After a wonderful dinner each of us were given a set of traditional andean clothes to wear for our ´night out´. From within a courtyard whilst we all sat in a circle, the locals performed a shortened but meaningful ceremony which they continue to practice. The annual version is usually much longer but shorter versions are periodically practiced when needed. The locals participated aswell, giving thanks to the surrounding mountains and Pachamama and asking for health for their families and for us on our travels. Once the serious part had been completed a fire was lit in the centre of the courtyard, providing us with warmth, aroma and atmospheric smoke. A few women sung melodius high pitched andean songs to the guitars and drum.
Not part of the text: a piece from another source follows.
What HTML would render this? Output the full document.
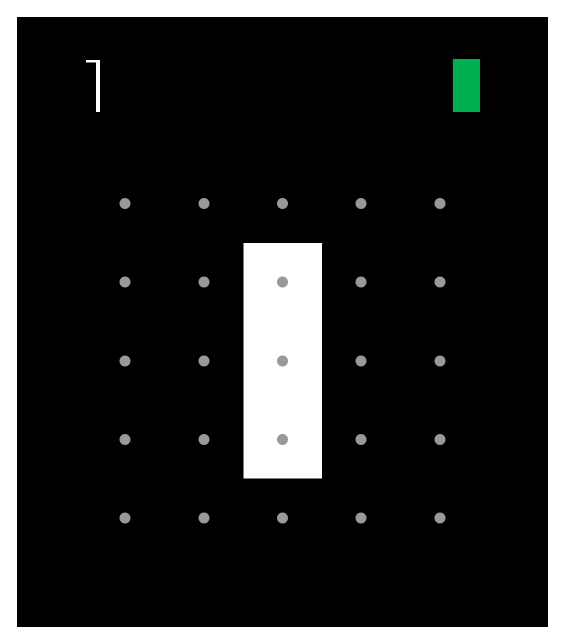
<!DOCTYPE html>
<html><head><style>
html,body{margin:0;padding:0;background:#fff;width:565px;height:644px;overflow:hidden}
</style></head><body>
<svg width="565" height="644" xmlns="http://www.w3.org/2000/svg" style="display:block">
<rect x="17" y="17" width="531" height="610" fill="#000"/>
<rect x="86" y="60" width="14" height="2.5" fill="#fff"/>
<rect x="96" y="60" width="4" height="52" fill="#fff"/>
<rect x="453" y="59" width="27" height="53" fill="#00b050"/>
<rect x="243.5" y="243" width="78.5" height="235.5" fill="#fff"/>
<g fill="#999">
<circle cx="125" cy="203.5" r="5.5"/><circle cx="204" cy="203.5" r="5.5"/><circle cx="282.5" cy="203.5" r="5.5"/><circle cx="361" cy="203.5" r="5.5"/><circle cx="440" cy="203.5" r="5.5"/>
<circle cx="125" cy="282" r="5.5"/><circle cx="204" cy="282" r="5.5"/><circle cx="282.5" cy="282" r="5.5"/><circle cx="361" cy="282" r="5.5"/><circle cx="440" cy="282" r="5.5"/>
<circle cx="125" cy="361" r="5.5"/><circle cx="204" cy="361" r="5.5"/><circle cx="282.5" cy="361" r="5.5"/><circle cx="361" cy="361" r="5.5"/><circle cx="440" cy="361" r="5.5"/>
<circle cx="125" cy="439.5" r="5.5"/><circle cx="204" cy="439.5" r="5.5"/><circle cx="282.5" cy="439.5" r="5.5"/><circle cx="361" cy="439.5" r="5.5"/><circle cx="440" cy="439.5" r="5.5"/>
<circle cx="125" cy="518" r="5.5"/><circle cx="204" cy="518" r="5.5"/><circle cx="282.5" cy="518" r="5.5"/><circle cx="361" cy="518" r="5.5"/><circle cx="440" cy="518" r="5.5"/>
</g>
</svg>
</body></html>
The local men and women, old and young danced with us all showing us the Andean dance and through the smoke we could see the swinging and swaying of the colourful fabrics in the cool thin andean air.
When the time came to leave the community, the families surrounded us to say goodbye and wish us well. Their colourful hats and poncho´s brightening up the otherwise dull, cloudy and rainy day.

The Ruins:
Raqchi Ruins was one the most important site for the Inka people as it was used for administration purposes aswell as a religious site. All that remains of the temple of Wiracocha is the central wall standing 12m high and 3m thick in places. The Temple would have been an impressive 92m x 25m and visible from any point in the surrounding area and receiving many pilgrims.
The ruins of the residential area show where the noble women and priests resided. A On the 21st December Solstice the sun rises in line with the central walkway between the houses, following the whole length throughout the day until it sets.
Within the site there are also Qolca ruins. Qolcas were used to store large amounts of food (dehydrated) over long periods of time for times of hardship.

Now as trivial as this may sound, I saw a woman pushing a child in a buggy, the first I had seen during my time in south America! Much to the amusement of my fellow travellers I pointed this out as a significant observation. From childhood you see girls and women carrying sometimes large and heavy loads on their backs wrapped in the woven colourful blankets. Furthermore the buggy was seen in a rural town!